How do we know if we are building the right things rather than just building things efficiently? 

  • Track whether the features being built are actually being used and whether they are solving the problems they were designed to solve. Features that are built and not used are a signal that the prioritisation process is not connected to what customers actually value.

How do we manage the tension between moving fast and maintaining technical quality? 

  • Make the trade off explicit rather than defaulting to speed. When a shortcut is taken, note what technical debt has been created and when it will need to be addressed. Technical debt that is tracked is manageable.
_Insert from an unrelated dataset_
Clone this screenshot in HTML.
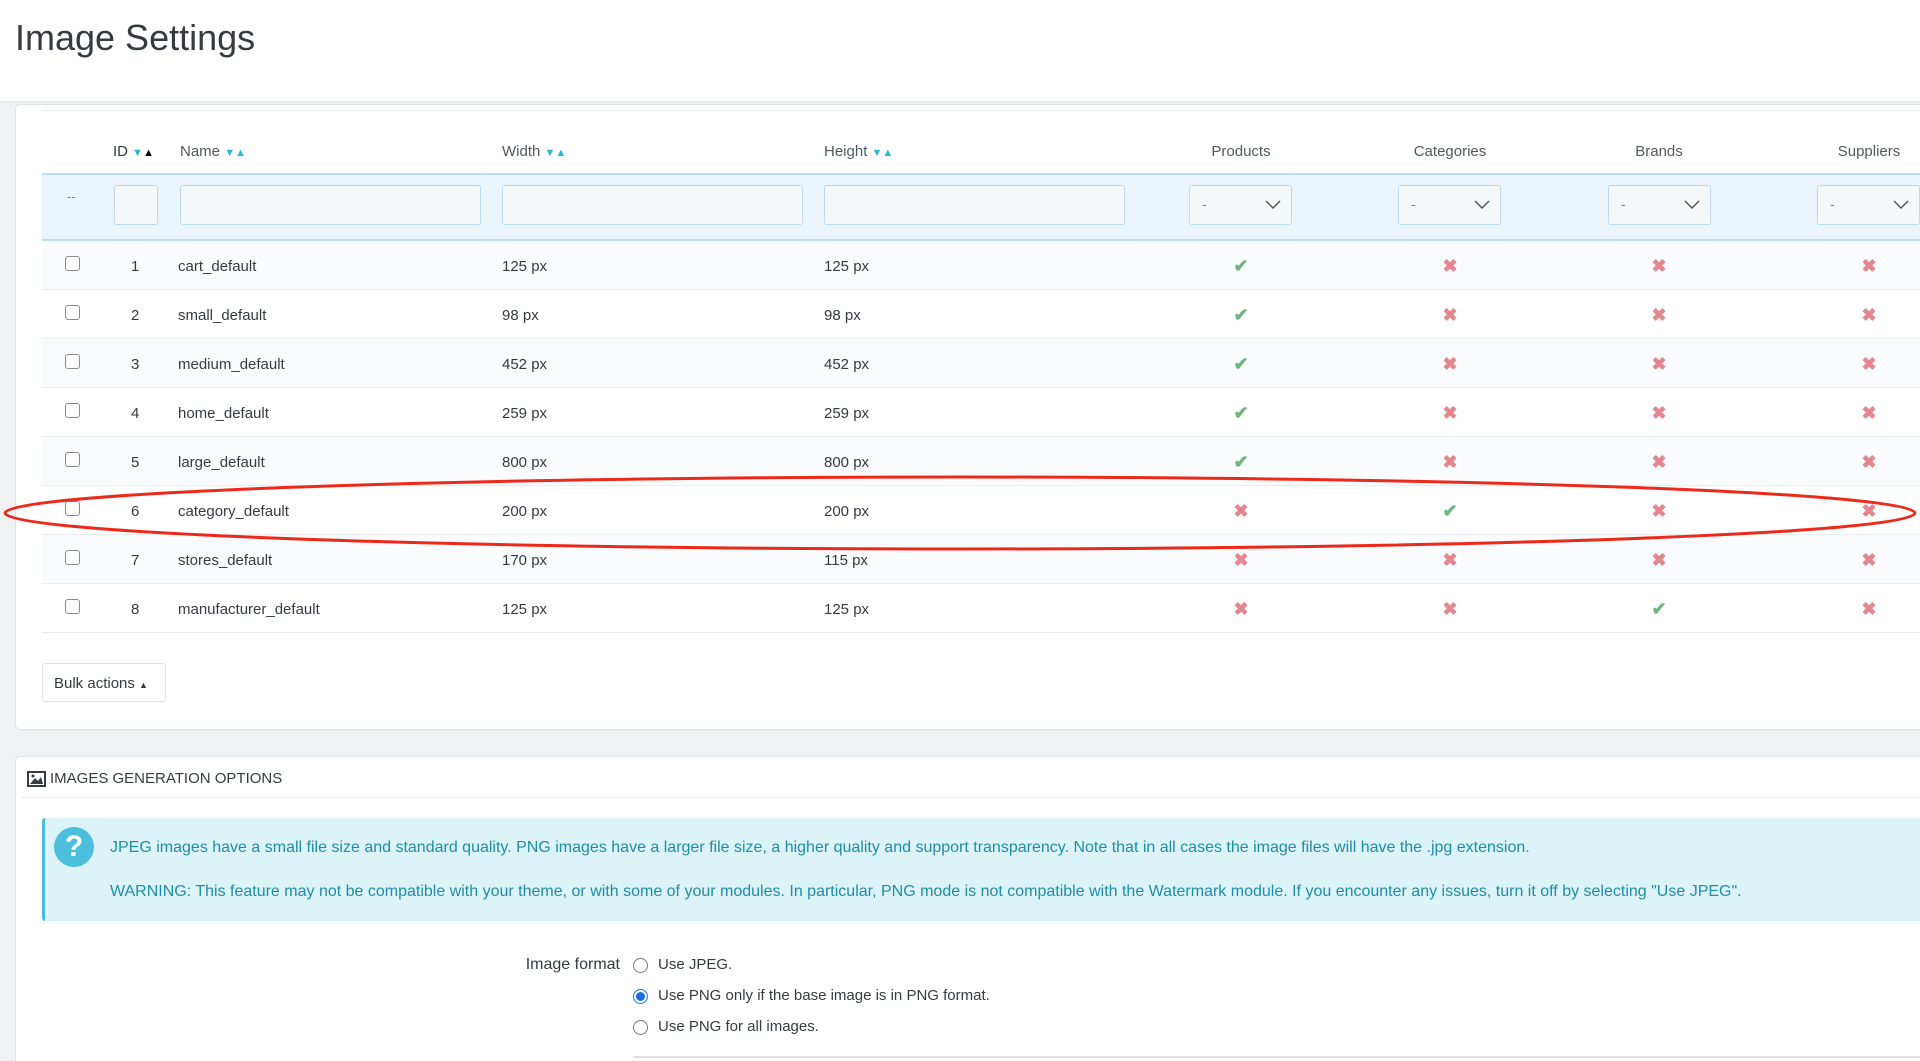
<!DOCTYPE html>
<html style="width:1920px;height:1061px;overflow:hidden"><head><meta charset="utf-8">
<style>
*{box-sizing:border-box;margin:0;padding:0}
body{width:1920px;height:1061px;overflow:hidden;background:#eff1f2;font-family:"Liberation Sans",sans-serif;color:#363a41;position:relative}
.a{position:absolute}
.hdr{left:0;top:0;width:1920px;height:102px;background:#fff;border-bottom:1px solid #dfe3e6}
.title{left:15px;top:17px;font-size:36px;color:#363a41}
.panel{background:#fff;border:1px solid #dfe3e6;border-right:none;border-radius:5px 0 0 5px}
.th{top:143px;font-size:15px;color:#4f5a60}
.arr{font-size:11px;color:#25b9d7}
.filt{left:42px;top:173px;width:1878px;height:68px;background:#eaf4fb;border-top:2px solid #bcdff0;border-bottom:2px solid #bcdff0}
.inp{top:185px;height:40px;background:#f5f8f9;border:1px solid #bbdbf0;border-radius:3px}
.sel{top:185px;height:40px;width:103px;background:#f5f8f9;border:1px solid #bbdbf0;border-radius:3px;font-size:14px;color:#6c868e;padding:10px 12px}
.sel svg{position:absolute;right:10px;top:14px}
.row{left:42px;width:1878px;height:49px;border-bottom:1px solid #eaedef;font-size:15px;color:#363a41}
.row span{position:absolute;top:17px}
.cb{position:absolute;left:23px;top:15px;width:15px;height:15px;border:1px solid #8a8a8a;border-radius:3px;background:#fff}
.ic{position:absolute;top:16px;width:18px;text-align:center;font-size:18px;font-weight:bold;line-height:18px;font-style:normal}
.ok{color:#70b580}.no{color:#e3868f}
</style></head><body>
<div class="a hdr"></div>
<div class="a title">Image Settings</div>

<div class="a panel" style="left:15px;top:104px;width:1905px;height:626px"></div>
<div class="a" style="left:42px;top:110px;width:1878px;height:1px;background:#eaedef"></div>

<div class="a th" style="left:113px;color:#363a41">ID <span class="arr">▼</span><span class="arr" style="color:#000">▲</span></div>
<div class="a th" style="left:180px">Name <span class="arr">▼▲</span></div>
<div class="a th" style="left:502px">Width <span class="arr">▼▲</span></div>
<div class="a th" style="left:824px">Height <span class="arr">▼▲</span></div>
<div class="a th" style="left:1241px;transform:translateX(-50%)">Products</div>
<div class="a th" style="left:1450px;transform:translateX(-50%)">Categories</div>
<div class="a th" style="left:1659px;transform:translateX(-50%)">Brands</div>
<div class="a th" style="left:1869px;transform:translateX(-50%)">Suppliers</div>

<div class="a filt"></div>
<div class="a" style="left:67px;top:189px;font-size:13px;color:#6c868e">--</div>
<div class="a inp" style="left:114px;width:44px"></div>
<div class="a inp" style="left:180px;width:301px"></div>
<div class="a inp" style="left:502px;width:301px"></div>
<div class="a inp" style="left:824px;width:301px"></div>
<div class="a sel" style="left:1189px">-<svg width="16" height="10"><path d="M1 1 L8 8 L15 1" stroke="#555" stroke-width="1.5" fill="none"/></svg></div>
<div class="a sel" style="left:1398px">-<svg width="16" height="10"><path d="M1 1 L8 8 L15 1" stroke="#555" stroke-width="1.5" fill="none"/></svg></div>
<div class="a sel" style="left:1608px">-<svg width="16" height="10"><path d="M1 1 L8 8 L15 1" stroke="#555" stroke-width="1.5" fill="none"/></svg></div>
<div class="a sel" style="left:1817px;width:103px;overflow:hidden">-<svg width="16" height="10"><path d="M1 1 L8 8 L15 1" stroke="#555" stroke-width="1.5" fill="none"/></svg></div>

<div class="a row" style="top:241px;background:#fafbfc"><div class="cb"></div><span style="left:89px">1</span><span style="left:136px">cart_default</span><span style="left:460px">125 px</span><span style="left:782px">125 px</span><i class="ic ok" style="left:1190px">✔</i><i class="ic no" style="left:1399px">✖</i><i class="ic no" style="left:1608px">✖</i><i class="ic no" style="left:1818px">✖</i></div>
<div class="a row" style="top:290px"><div class="cb"></div><span style="left:89px">2</span><span style="left:136px">small_default</span><span style="left:460px">98 px</span><span style="left:782px">98 px</span><i class="ic ok" style="left:1190px">✔</i><i class="ic no" style="left:1399px">✖</i><i class="ic no" style="left:1608px">✖</i><i class="ic no" style="left:1818px">✖</i></div>
<div class="a row" style="top:339px;background:#fafbfc"><div class="cb"></div><span style="left:89px">3</span><span style="left:136px">medium_default</span><span style="left:460px">452 px</span><span style="left:782px">452 px</span><i class="ic ok" style="left:1190px">✔</i><i class="ic no" style="left:1399px">✖</i><i class="ic no" style="left:1608px">✖</i><i class="ic no" style="left:1818px">✖</i></div>
<div class="a row" style="top:388px"><div class="cb"></div><span style="left:89px">4</span><span style="left:136px">home_default</span><span style="left:460px">259 px</span><span style="left:782px">259 px</span><i class="ic ok" style="left:1190px">✔</i><i class="ic no" style="left:1399px">✖</i><i class="ic no" style="left:1608px">✖</i><i class="ic no" style="left:1818px">✖</i></div>
<div class="a row" style="top:437px;background:#fafbfc"><div class="cb"></div><span style="left:89px">5</span><span style="left:136px">large_default</span><span style="left:460px">800 px</span><span style="left:782px">800 px</span><i class="ic ok" style="left:1190px">✔</i><i class="ic no" style="left:1399px">✖</i><i class="ic no" style="left:1608px">✖</i><i class="ic no" style="left:1818px">✖</i></div>
<div class="a row" style="top:486px"><div class="cb"></div><span style="left:89px">6</span><span style="left:136px">category_default</span><span style="left:460px">200 px</span><span style="left:782px">200 px</span><i class="ic no" style="left:1190px">✖</i><i class="ic ok" style="left:1399px">✔</i><i class="ic no" style="left:1608px">✖</i><i class="ic no" style="left:1818px">✖</i></div>
<div class="a row" style="top:535px;background:#fafbfc"><div class="cb"></div><span style="left:89px">7</span><span style="left:136px">stores_default</span><span style="left:460px">170 px</span><span style="left:782px">115 px</span><i class="ic no" style="left:1190px">✖</i><i class="ic no" style="left:1399px">✖</i><i class="ic no" style="left:1608px">✖</i><i class="ic no" style="left:1818px">✖</i></div>
<div class="a row" style="top:584px"><div class="cb"></div><span style="left:89px">8</span><span style="left:136px">manufacturer_default</span><span style="left:460px">125 px</span><span style="left:782px">125 px</span><i class="ic no" style="left:1190px">✖</i><i class="ic no" style="left:1399px">✖</i><i class="ic ok" style="left:1608px">✔</i><i class="ic no" style="left:1818px">✖</i></div>

<div class="a" style="left:42px;top:663px;width:124px;height:39px;border:1px solid #dfe3e6;border-radius:3px;background:#fff;font-size:15px;padding:11px 0 0 11px">Bulk actions <span style="font-size:9px">▲</span></div>

<div class="a panel" style="left:15px;top:756px;width:1905px;height:305px;border-bottom:none;border-radius:5px 0 0 0"></div>
<div class="a" style="left:27px;top:770px;font-size:15px;color:#363a41;display:flex;align-items:center"><svg width="19" height="16" style="margin-right:4px"><rect x="1" y="1" width="17" height="14" fill="#fff" stroke="#363a41" stroke-width="2"/><path d="M3 13 L8 7 L11 10 L14 6 L16 13Z" fill="#363a41"/><circle cx="6" cy="5" r="1.5" fill="#363a41"/></svg>IMAGES GENERATION OPTIONS</div>
<div class="a" style="left:21px;top:797px;width:1899px;height:1px;background:#eaedef"></div>

<div class="a" style="left:42px;top:818px;width:1878px;height:103px;background:#dcf3f8;border-left:3px solid #4cbcd9;border-radius:3px 0 0 3px"></div>
<div class="a" style="left:54px;top:827px;width:40px;height:40px;border-radius:50%;background:#4cbfdc;color:#fff;font-weight:bold;font-size:30px;text-align:center;line-height:40px">?</div>
<div class="a" style="left:110px;top:839px;font-size:16px;color:#1f8da8;white-space:nowrap">JPEG images have a small file size and standard quality. PNG images have a larger file size, a higher quality and support transparency. Note that in all cases the image files will have the .jpg extension.</div>
<div class="a" style="left:110px;top:883px;font-size:16px;color:#1f8da8;white-space:nowrap">WARNING: This feature may not be compatible with your theme, or with some of your modules. In particular, PNG mode is not compatible with the Watermark module. If you encounter any issues, turn it off by selecting "Use JPEG".</div>

<div class="a" style="left:460px;width:160px;text-align:right;top:956px;font-size:16px;color:#363a41">Image format</div>
<div class="a" style="left:633px;top:958px;width:15px;height:15px;border:1px solid #777;border-radius:50%;background:#fff"></div>
<div class="a" style="left:658px;top:956px;font-size:15px">Use JPEG.</div>
<div class="a" style="left:633px;top:989px;width:15px;height:15px;border:1px solid #1a6fe0;border-radius:50%;background:#fff"><div style="margin:2px;width:9px;height:9px;border-radius:50%;background:#1a6fe0"></div></div>
<div class="a" style="left:658px;top:987px;font-size:15px">Use PNG only if the base image is in PNG format.</div>
<div class="a" style="left:633px;top:1020px;width:15px;height:15px;border:1px solid #777;border-radius:50%;background:#fff"></div>
<div class="a" style="left:658px;top:1018px;font-size:15px">Use PNG for all images.</div>
<div class="a" style="left:633px;top:1056px;width:1287px;height:2px;background:#dfe3e6"></div>

<svg class="a" style="left:0;top:0" width="1920" height="1061"><ellipse cx="960" cy="513" rx="955" ry="36" fill="none" stroke="#ec2a1c" stroke-width="3"/></svg>
</body></html>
Technical debt that accumulates without acknowledgement becomes the constraint that slows everything down later.

How do we incorporate customer feedback without letting it drive the roadmap in every direction simultaneously? 

  • Distinguish between feedback that reveals a genuine problem with the current product and feedback that represents a feature request from a specific customer. The first deserves immediate attention. The second deserves evaluation against the framework used to prioritise everything else rather than automatic inclusion on the roadmap.